Should You Be Excited? (My Honest Take)

Look, I've seen enough "promising peptides" to fill a cemetery of abandoned drug candidates. But a few things make this one worth watching.

First, the evolutionary logic is genuinely elegant. Exploiting the shared ancestry between chloroplasts and mitochondria to design targeted therapeutics isn't just clever - it's the kind of approach that opens an entirely new class of potential drugs. The researchers call them "electron transfer protein-derived peptides," and there could be a whole family waiting to be explored.

Second, the combination with radiation is clinically meaningful. Bone metastases from prostate cancer are a major source of suffering, and any approach that makes radiation work better in that setting deserves serious attention (Pan et al., 2021; Gao et al., 2017).

Third, we now understand that many cancers depend heavily on mitochondrial oxidative phosphorylation - melanoma, triple-negative breast cancer, certain prostate cancers - which means the target isn't niche (Grasso et al., 2025). The old "cancer only does glycolysis" story was always too simple.

The caveats are real: this is preclinical. Animal models of cancer have humbled every generation of researchers. And peptide drugs face their own challenges with stability, delivery, and manufacturing. But as a proof of concept that the tumor microbiome can inspire genuinely novel therapeutic mechanisms? That's not hype. That's a new door.

References

  1. Naffouje SA, Tran DB, Rademacher DJ, et al. Suppression of mitochondrial energy production by a photosynthetic bacterial cupredoxin peptide inhibits tumor growth. Signal Transduct Target Ther. 2026. DOI: 10.1038/s41392-026-02703-7. PMID: 41946681

  2. Jia L, Gorman GS, Coward LU, et al. A first-in-class, first-in-human, phase I trial of p28, a non-HDM2-mediated peptide inhibitor of p53 ubiquitination in patients with advanced solid tumours. Br J Cancer. 2013;108(5):1061-1070. DOI: 10.1038/bjc.2013.74. PMCID: PMC3619078

  3. Mehta RR, Yamada T, Taylor BN, et al.
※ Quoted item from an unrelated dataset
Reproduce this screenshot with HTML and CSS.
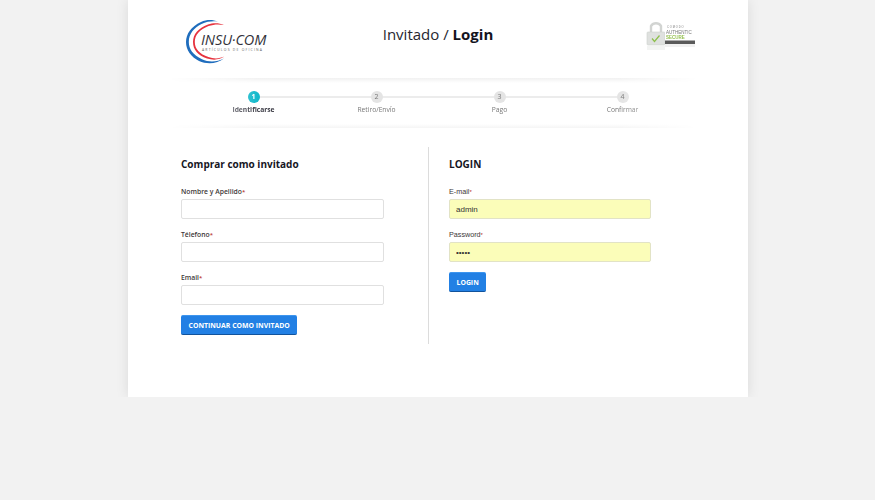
FILE: index.html
```html
<!DOCTYPE html>
<html lang="es">
<head>
<meta charset="utf-8">
<title>Invitado / Login</title>
<link rel="stylesheet" href="styles.css">
</head>
<body>
<main class="page">
  <header class="head">
    <div class="logo">
      <svg class="logo-rings" width="50" height="46" viewBox="0 0 50 46" aria-hidden="true">
        <path d="M32 2.6 C27 0.6 21 0.2 15 3 C5 7.5 0 15 0 23 C0 31 5 38 13 42 C21 45.5 31 45 38 39.5 C31 43 23 43.6 16 40.2 C7 36 2.8 30 2.8 23 C2.8 15 8 8.6 15.5 5 C21 2.4 27 2 32 2.6 Z" fill="#1f6dbd"/>
        <path d="M38 6 C33 3.6 27 3.6 22 5.6 C12 9.4 7 15.4 7 23 C7 30.6 12 36.6 21 39.6 C27 41.4 34 41 38.4 37.6 C33.4 39.8 27.6 40 22.4 38 C13.6 35 8.8 30 8.8 23 C8.8 16 13.6 10.4 22.6 7 C27.6 5.2 33 5 38 6 Z" fill="#e6333f"/>
      </svg>
      <span class="logo-name">INSU·COM</span>
      <span class="logo-sub">ARTÍCULOS DE OFICINA</span>
    </div>
    <h1 class="title">Invitado / <b>Login</b></h1>
    <div class="seal">
      <svg width="50" height="36" viewBox="0 0 50 36" aria-hidden="true">
        <path d="M5 14 V8 A6 6 0 0 1 15 8 V14" fill="none" stroke="#d2d4d2" stroke-width="2.4"/>
        <rect x="1" y="14" width="18" height="13" rx="1" fill="#dfe1df" stroke="#cfd1cf" stroke-width=".6"/>
        <path d="M6 20.5 l2.5 3 l5 -6" fill="none" stroke="#8cbf4a" stroke-width="1.2"/>
        <rect x="1" y="28" width="18" height="4" fill="#f3f4f3"/>
        <rect x="19" y="11" width="30" height="14" fill="#fff"/>
        <text class="seal-t" x="21" y="10" font-size="2.6" letter-spacing=".9" fill="#777">COMODO</text>
        <text class="seal-t" x="20" y="15.5" font-size="4.5" fill="#777">AUTHENTIC</text>
        <text class="seal-t" x="20" y="20.5" font-size="4.5" font-weight="700" fill="#93bf4c">SECURE</text>
        <rect x="19" y="22.5" width="30" height="3.5" fill="#5a5a5a"/>
        <rect x="19" y="26" width="30" height="3" fill="#f1f1f1"/>
      </svg>
    </div>
  </header>

  <nav class="steps">
    <div class="step is-active"><span class="dot">1</span><span class="label">Identificarse</span></div>
    <div class="step"><span class="dot">2</span><span class="label">Retiro/Envío</span></div>
    <div class="step"><span class="dot">3</span><span class="label">Pago</span></div>
    <div class="step"><span class="dot">4</span><span class="label">Confirmar</span></div>
  </nav>

  <section class="forms">
    <form class="col col-left">
      <h2 class="form-title">Comprar como invitado</h2>
      <label class="field"><span class="field-label">Nombre y Apellido<i>*</i></span><input class="input" type="text"></label>
      <label class="field"><span class="field-label">Télefono<i>*</i></span><input class="input" type="text"></label>
      <label class="field"><span class="field-label">Email<i>*</i></span><input class="input" type="text"></label>
      <button class="btn" type="button">CONTINUAR COMO INVITADO</button>
    </form>
    <form class="col col-right">
      <h2 class="form-title">LOGIN</h2>
      <label class="field"><span class="field-label plain">E-mail<i>*</i></span><input class="input filled" type="text" value="admin"></label>
      <label class="field"><span class="field-label plain">Password<i>*</i></span><input class="input filled" type="password" value="admin"></label>
      <button class="btn" type="button">LOGIN</button>
    </form>
  </section>
</main>
</body>
</html>
```
FILE: styles.css
```css
* { box-sizing: border-box; }
html, body { margin: 0; padding: 0; }
body { background: #f2f2f2; font-family: "Open Sans", sans-serif; color: #1c1c28; height: 500px; overflow: hidden; }

.page {
  width: 620px;
  height: 397px;
  margin-left: 128px;
  background: #fff;
  box-shadow: 0 0 12px rgba(0, 0, 0, .1);
  clip-path: inset(0 -20px 0 -20px);
}

.head { position: relative; height: 78px; display: flex; justify-content: center; }
.title { margin: 23px 0 0; font-size: 15px; line-height: 23px; font-weight: 400; color: #26262e; }
.title b { font-weight: 700; color: #14141e; }

.logo { position: absolute; left: 58px; top: 19px; width: 84px; height: 46px; }
.logo-rings { position: absolute; left: 0; top: 0; }
.logo-name { position: absolute; left: 15px; top: 15px; font-size: 14.5px; line-height: 12px; font-style: italic; font-weight: 400; letter-spacing: -.1px; color: #33333b; white-space: nowrap; }
.logo-sub { position: absolute; left: 16px; top: 27.5px; font-size: 3.4px; line-height: 5px; letter-spacing: 1.2px; color: #666; white-space: nowrap; }

.seal { position: absolute; left: 518px; top: 18px; width: 50px; height: 36px; filter: blur(.3px); }
.seal-t { font-family: "Liberation Sans", sans-serif; }

.steps {
  position: relative;
  height: 50px;
  padding: 0 64px;
  display: grid;
  grid-template-columns: repeat(4, 123px);
  background: linear-gradient(#f1f1f1, #fff 5px, #fff 46px, #f5f5f5);
  -webkit-mask-image: linear-gradient(90deg, transparent 40px, #000 130px, #000 490px, transparent 570px);
  mask-image: linear-gradient(90deg, transparent 40px, #000 130px, #000 490px, transparent 570px);
}
.step { position: relative; display: flex; flex-direction: column; align-items: center; padding-top: 13px; }
.step::before { content: ""; position: absolute; left: 50%; top: 18px; width: 123px; height: 2px; background: #ececec; }
.step:last-child::before { display: none; }
.dot {
  position: relative;
  width: 12px; height: 12px; border-radius: 50%;
  background: #e4e4e4;
  color: #777;
  font-size: 7px; line-height: 12px; text-align: center;
}
.label { margin-top: 1px; font-size: 6.7px; line-height: 12px; color: #777; }
.is-active .dot { background: #14b9cb; color: #fff; font-weight: 700; }
.is-active .label { color: #3a3a44; font-weight: 700; }

.forms { display: flex; margin-top: 19px; padding-left: 53px; }
.col { height: 197px; }
.col-left { width: 248px; padding-top: 9px; border-right: 1px solid #dcdcdc; }
.col-right { padding-left: 20px; padding-top: 9px; }

.form-title { margin: 0 0 14px; font-size: 10px; line-height: 16px; font-weight: 700; color: #16161f; }
.field { display: block; margin-bottom: 10px; }
.field-label { display: block; height: 13px; font-size: 6.8px; line-height: 11px; font-weight: 600; color: #403838; }
.field-label.plain { font-family: "Liberation Sans", sans-serif; font-size: 7.2px; font-weight: 400; }
.field-label i { color: #b8352b; font-style: normal; font-size: 6px; }
.input {
  display: block;
  width: 203px; height: 20px;
  padding: 0 6px;
  border: 1px solid #e0e0e0;
  border-radius: 2px;
  background: #fff;
  font-family: "Liberation Sans", sans-serif;
  font-size: 8px;
  color: #333;
  outline: none;
}
.input.filled { width: 202px; background: #fbfdb9; border-color: #e2e3c6; }
.btn {
  display: block;
  height: 20px;
  padding: 0 7.5px;
  border: 0;
  border-top: 1px solid #3d95ee;
  border-bottom: 1px solid #11539c;
  border-radius: 2px;
  background: #2280e4;
  color: #fff;
  font-family: "Open Sans", sans-serif;
  font-size: 6.9px;
  font-weight: 700;
}
```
Anticancer Actions of Azurin and Its Derived Peptide p28. Protein J. 2020;39(5):487-511. DOI: 10.1007/s10930-020-09891-3. PMID: 32180097

  4. Gao M, Cheng K, Bhargava R. Bacterial cupredoxin azurin hijacks cellular signaling networks: Protein-protein interactions and cancer therapy. Protein Sci. 2017;26(12):2334-2341. DOI: 10.1002/pro.3310. PMCID: PMC5699490

  5. Grasso D, Caruana L, et al. Mitochondrial metabolism and cancer therapeutic innovation. Signal Transduct Target Ther. 2025. DOI: 10.1038/s41392-025-02311-x

  6. Pan Y, Cao M, You D, et al. Defueling the cancer: ATP synthase as an emerging target in cancer therapy. Mol Ther Oncolytics. 2021;23:82-95. DOI: 10.1016/j.mset.2021.08.006. PMCID: PMC8517097

Disclaimer: The image accompanying this article is for illustrative purposes only and does not depict actual experimental results, data, or biological mechanisms.